#### Exercise details
Copy out every line exactly, passing over the pictures.

#### Source data
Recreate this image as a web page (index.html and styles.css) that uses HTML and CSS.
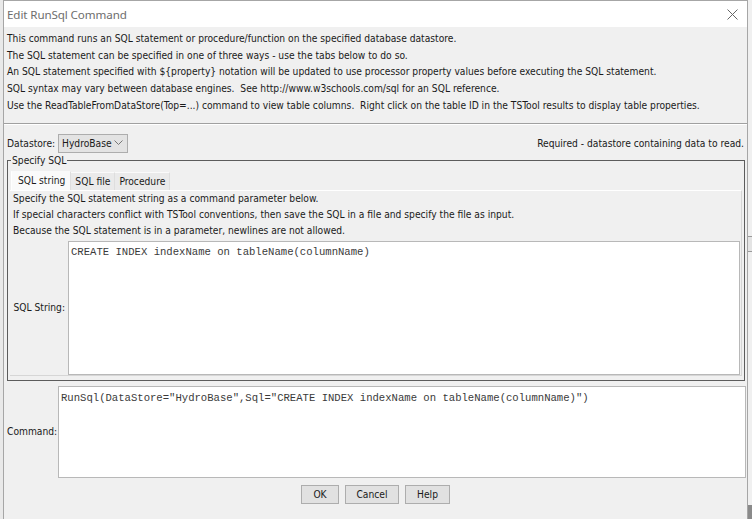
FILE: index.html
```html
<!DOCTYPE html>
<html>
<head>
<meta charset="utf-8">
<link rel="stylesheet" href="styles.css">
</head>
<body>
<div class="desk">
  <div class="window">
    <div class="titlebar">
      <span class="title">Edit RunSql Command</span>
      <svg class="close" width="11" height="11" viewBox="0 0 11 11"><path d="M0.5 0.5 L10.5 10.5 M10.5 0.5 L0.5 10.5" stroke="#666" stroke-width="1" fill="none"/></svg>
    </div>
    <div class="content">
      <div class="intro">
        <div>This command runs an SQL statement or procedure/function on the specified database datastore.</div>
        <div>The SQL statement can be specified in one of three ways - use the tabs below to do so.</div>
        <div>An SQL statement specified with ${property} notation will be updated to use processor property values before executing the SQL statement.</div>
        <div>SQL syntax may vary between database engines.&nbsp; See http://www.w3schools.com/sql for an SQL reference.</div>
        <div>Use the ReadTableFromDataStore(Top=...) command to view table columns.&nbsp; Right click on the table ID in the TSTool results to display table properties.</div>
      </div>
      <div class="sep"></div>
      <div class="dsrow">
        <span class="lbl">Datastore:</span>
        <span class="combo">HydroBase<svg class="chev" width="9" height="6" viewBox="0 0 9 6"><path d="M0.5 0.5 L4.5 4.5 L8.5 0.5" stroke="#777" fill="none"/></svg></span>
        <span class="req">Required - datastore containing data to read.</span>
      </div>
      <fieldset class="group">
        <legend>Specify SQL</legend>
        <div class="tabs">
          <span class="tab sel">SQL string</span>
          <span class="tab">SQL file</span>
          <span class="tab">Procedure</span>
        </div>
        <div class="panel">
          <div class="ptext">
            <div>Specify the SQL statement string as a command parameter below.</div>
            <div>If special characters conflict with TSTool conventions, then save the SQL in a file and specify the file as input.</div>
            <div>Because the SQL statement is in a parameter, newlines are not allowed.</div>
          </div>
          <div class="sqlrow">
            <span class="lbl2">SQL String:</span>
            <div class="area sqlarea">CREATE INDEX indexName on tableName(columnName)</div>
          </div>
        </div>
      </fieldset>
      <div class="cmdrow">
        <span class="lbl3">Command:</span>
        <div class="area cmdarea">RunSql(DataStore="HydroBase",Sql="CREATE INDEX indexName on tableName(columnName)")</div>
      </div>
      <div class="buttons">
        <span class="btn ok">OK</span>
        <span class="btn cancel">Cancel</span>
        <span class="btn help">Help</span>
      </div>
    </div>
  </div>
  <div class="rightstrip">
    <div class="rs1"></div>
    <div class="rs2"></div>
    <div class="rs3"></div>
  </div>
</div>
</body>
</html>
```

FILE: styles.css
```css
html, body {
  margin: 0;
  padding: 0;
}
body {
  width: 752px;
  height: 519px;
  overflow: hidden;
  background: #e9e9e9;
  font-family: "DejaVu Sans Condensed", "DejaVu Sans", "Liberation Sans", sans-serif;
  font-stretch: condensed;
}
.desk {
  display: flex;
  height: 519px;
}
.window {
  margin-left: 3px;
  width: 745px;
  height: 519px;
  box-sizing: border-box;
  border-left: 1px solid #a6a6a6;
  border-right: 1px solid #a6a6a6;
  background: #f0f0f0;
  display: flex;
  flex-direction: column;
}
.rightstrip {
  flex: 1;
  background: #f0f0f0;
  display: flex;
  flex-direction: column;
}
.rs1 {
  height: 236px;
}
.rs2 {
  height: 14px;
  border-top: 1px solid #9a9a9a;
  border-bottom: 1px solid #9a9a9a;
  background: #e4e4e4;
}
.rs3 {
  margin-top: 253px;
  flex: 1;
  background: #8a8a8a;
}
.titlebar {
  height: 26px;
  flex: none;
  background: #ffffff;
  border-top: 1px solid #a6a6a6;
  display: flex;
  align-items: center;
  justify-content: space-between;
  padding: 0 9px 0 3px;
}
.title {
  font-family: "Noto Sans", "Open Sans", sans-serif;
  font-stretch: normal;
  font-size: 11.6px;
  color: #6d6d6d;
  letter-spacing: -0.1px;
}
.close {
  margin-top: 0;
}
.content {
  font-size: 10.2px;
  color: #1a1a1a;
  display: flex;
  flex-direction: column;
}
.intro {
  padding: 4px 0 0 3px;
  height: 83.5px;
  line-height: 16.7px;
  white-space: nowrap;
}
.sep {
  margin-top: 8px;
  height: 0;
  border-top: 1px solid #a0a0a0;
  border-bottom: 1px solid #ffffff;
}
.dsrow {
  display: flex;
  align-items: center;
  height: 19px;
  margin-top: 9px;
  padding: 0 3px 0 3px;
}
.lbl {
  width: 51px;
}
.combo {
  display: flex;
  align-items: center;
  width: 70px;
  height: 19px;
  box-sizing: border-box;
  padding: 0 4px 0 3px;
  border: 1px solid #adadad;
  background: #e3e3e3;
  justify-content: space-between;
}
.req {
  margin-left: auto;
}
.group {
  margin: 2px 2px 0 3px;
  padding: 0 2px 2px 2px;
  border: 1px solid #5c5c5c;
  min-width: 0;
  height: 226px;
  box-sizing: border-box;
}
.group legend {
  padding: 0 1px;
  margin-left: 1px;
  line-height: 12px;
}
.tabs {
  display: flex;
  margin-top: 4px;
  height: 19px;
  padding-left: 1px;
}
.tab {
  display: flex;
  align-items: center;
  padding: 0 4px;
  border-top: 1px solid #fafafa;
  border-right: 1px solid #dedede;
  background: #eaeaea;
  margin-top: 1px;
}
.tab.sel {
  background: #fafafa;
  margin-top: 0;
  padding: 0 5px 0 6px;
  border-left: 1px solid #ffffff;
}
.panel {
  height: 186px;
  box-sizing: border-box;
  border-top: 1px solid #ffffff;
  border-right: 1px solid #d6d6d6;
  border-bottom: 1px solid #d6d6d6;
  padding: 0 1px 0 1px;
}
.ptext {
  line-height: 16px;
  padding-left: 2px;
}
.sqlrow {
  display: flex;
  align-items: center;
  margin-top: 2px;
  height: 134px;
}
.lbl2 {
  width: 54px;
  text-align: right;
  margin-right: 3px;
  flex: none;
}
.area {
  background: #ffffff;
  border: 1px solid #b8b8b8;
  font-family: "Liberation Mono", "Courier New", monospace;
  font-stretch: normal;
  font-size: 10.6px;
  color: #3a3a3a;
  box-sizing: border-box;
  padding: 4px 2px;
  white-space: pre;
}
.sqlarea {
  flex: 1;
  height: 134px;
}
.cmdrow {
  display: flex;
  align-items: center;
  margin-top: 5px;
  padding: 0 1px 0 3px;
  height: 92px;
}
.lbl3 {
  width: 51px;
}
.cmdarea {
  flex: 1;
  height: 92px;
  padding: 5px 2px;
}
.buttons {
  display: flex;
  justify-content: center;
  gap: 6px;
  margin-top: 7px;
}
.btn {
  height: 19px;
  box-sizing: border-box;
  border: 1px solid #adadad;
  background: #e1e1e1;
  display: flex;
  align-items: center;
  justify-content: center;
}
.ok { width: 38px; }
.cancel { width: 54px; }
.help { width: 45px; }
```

#### Response to this task
Recreate this image as a web page (index.html and styles.css) that uses HTML and CSS.
FILE: index.html
```html
<!DOCTYPE html>
<html>
<head>
<meta charset="utf-8">
<link rel="stylesheet" href="styles.css">
</head>
<body>
<div class="desk">
  <div class="window">
    <div class="titlebar">
      <span class="title">Edit RunSql Command</span>
      <svg class="close" width="11" height="11" viewBox="0 0 11 11"><path d="M0.5 0.5 L10.5 10.5 M10.5 0.5 L0.5 10.5" stroke="#666" stroke-width="1" fill="none"/></svg>
    </div>
    <div class="content">
      <div class="intro">
        <div>This command runs an SQL statement or procedure/function on the specified database datastore.</div>
        <div>The SQL statement can be specified in one of three ways - use the tabs below to do so.</div>
        <div>An SQL statement specified with ${property} notation will be updated to use processor property values before executing the SQL statement.</div>
        <div>SQL syntax may vary between database engines.&nbsp; See http://www.w3schools.com/sql for an SQL reference.</div>
        <div>Use the ReadTableFromDataStore(Top=...) command to view table columns.&nbsp; Right click on the table ID in the TSTool results to display table properties.</div>
      </div>
      <div class="sep"></div>
      <div class="dsrow">
        <span class="lbl">Datastore:</span>
        <span class="combo">HydroBase<svg class="chev" width="9" height="6" viewBox="0 0 9 6"><path d="M0.5 0.5 L4.5 4.5 L8.5 0.5" stroke="#777" fill="none"/></svg></span>
        <span class="req">Required - datastore containing data to read.</span>
      </div>
      <fieldset class="group">
        <legend>Specify SQL</legend>
        <div class="tabs">
          <span class="tab sel">SQL string</span>
          <span class="tab">SQL file</span>
          <span class="tab">Procedure</span>
        </div>
        <div class="panel">
          <div class="ptext">
            <div>Specify the SQL statement string as a command parameter below.</div>
            <div>If special characters conflict with TSTool conventions, then save the SQL in a file and specify the file as input.</div>
            <div>Because the SQL statement is in a parameter, newlines are not allowed.</div>
          </div>
          <div class="sqlrow">
            <span class="lbl2">SQL String:</span>
            <div class="area sqlarea">CREATE INDEX indexName on tableName(columnName)</div>
          </div>
        </div>
      </fieldset>
      <div class="cmdrow">
        <span class="lbl3">Command:</span>
        <div class="area cmdarea">RunSql(DataStore="HydroBase",Sql="CREATE INDEX indexName on tableName(columnName)")</div>
      </div>
      <div class="buttons">
        <span class="btn ok">OK</span>
        <span class="btn cancel">Cancel</span>
        <span class="btn help">Help</span>
      </div>
    </div>
  </div>
  <div class="rightstrip">
    <div class="rs1"></div>
    <div class="rs2"></div>
    <div class="rs3"></div>
  </div>
</div>
</body>
</html>
```

FILE: styles.css
```css
html, body {
  margin: 0;
  padding: 0;
}
body {
  width: 752px;
  height: 519px;
  overflow: hidden;
  background: #e9e9e9;
  font-family: "DejaVu Sans Condensed", "DejaVu Sans", "Liberation Sans", sans-serif;
  font-stretch: condensed;
}
.desk {
  display: flex;
  height: 519px;
}
.window {
  margin-left: 3px;
  width: 745px;
  height: 519px;
  box-sizing: border-box;
  border-left: 1px solid #a6a6a6;
  border-right: 1px solid #a6a6a6;
  background: #f0f0f0;
  display: flex;
  flex-direction: column;
}
.rightstrip {
  flex: 1;
  background: #f0f0f0;
  display: flex;
  flex-direction: column;
}
.rs1 {
  height: 236px;
}
.rs2 {
  height: 14px;
  border-top: 1px solid #9a9a9a;
  border-bottom: 1px solid #9a9a9a;
  background: #e4e4e4;
}
.rs3 {
  margin-top: 253px;
  flex: 1;
  background: #8a8a8a;
}
.titlebar {
  height: 26px;
  flex: none;
  background: #ffffff;
  border-top: 1px solid #a6a6a6;
  display: flex;
  align-items: center;
  justify-content: space-between;
  padding: 0 9px 0 3px;
}
.title {
  font-family: "Noto Sans", "Open Sans", sans-serif;
  font-stretch: normal;
  font-size: 11.6px;
  color: #6d6d6d;
  letter-spacing: -0.1px;
}
.close {
  margin-top: 0;
}
.content {
  font-size: 10.2px;
  color: #1a1a1a;
  display: flex;
  flex-direction: column;
}
.intro {
  padding: 4px 0 0 3px;
  height: 83.5px;
  line-height: 16.7px;
  white-space: nowrap;
}
.sep {
  margin-top: 8px;
  height: 0;
  border-top: 1px solid #a0a0a0;
  border-bottom: 1px solid #ffffff;
}
.dsrow {
  display: flex;
  align-items: center;
  height: 19px;
  margin-top: 9px;
  padding: 0 3px 0 3px;
}
.lbl {
  width: 51px;
}
.combo {
  display: flex;
  align-items: center;
  width: 70px;
  height: 19px;
  box-sizing: border-box;
  padding: 0 4px 0 3px;
  border: 1px solid #adadad;
  background: #e3e3e3;
  justify-content: space-between;
}
.req {
  margin-left: auto;
}
.group {
  margin: 2px 2px 0 3px;
  padding: 0 2px 2px 2px;
  border: 1px solid #5c5c5c;
  min-width: 0;
  height: 226px;
  box-sizing: border-box;
}
.group legend {
  padding: 0 1px;
  margin-left: 1px;
  line-height: 12px;
}
.tabs {
  display: flex;
  margin-top: 4px;
  height: 19px;
  padding-left: 1px;
}
.tab {
  display: flex;
  align-items: center;
  padding: 0 4px;
  border-top: 1px solid #fafafa;
  border-right: 1px solid #dedede;
  background: #eaeaea;
  margin-top: 1px;
}
.tab.sel {
  background: #fafafa;
  margin-top: 0;
  padding: 0 5px 0 6px;
  border-left: 1px solid #ffffff;
}
.panel {
  height: 186px;
  box-sizing: border-box;
  border-top: 1px solid #ffffff;
  border-right: 1px solid #d6d6d6;
  border-bottom: 1px solid #d6d6d6;
  padding: 0 1px 0 1px;
}
.ptext {
  line-height: 16px;
  padding-left: 2px;
}
.sqlrow {
  display: flex;
  align-items: center;
  margin-top: 2px;
  height: 134px;
}
.lbl2 {
  width: 54px;
  text-align: right;
  margin-right: 3px;
  flex: none;
}
.area {
  background: #ffffff;
  border: 1px solid #b8b8b8;
  font-family: "Liberation Mono", "Courier New", monospace;
  font-stretch: normal;
  font-size: 10.6px;
  color: #3a3a3a;
  box-sizing: border-box;
  padding: 4px 2px;
  white-space: pre;
}
.sqlarea {
  flex: 1;
  height: 134px;
}
.cmdrow {
  display: flex;
  align-items: center;
  margin-top: 5px;
  padding: 0 1px 0 3px;
  height: 92px;
}
.lbl3 {
  width: 51px;
}
.cmdarea {
  flex: 1;
  height: 92px;
  padding: 5px 2px;
}
.buttons {
  display: flex;
  justify-content: center;
  gap: 6px;
  margin-top: 7px;
}
.btn {
  height: 19px;
  box-sizing: border-box;
  border: 1px solid #adadad;
  background: #e1e1e1;
  display: flex;
  align-items: center;
  justify-content: center;
}
.ok { width: 38px; }
.cancel { width: 54px; }
.help { width: 45px; }
```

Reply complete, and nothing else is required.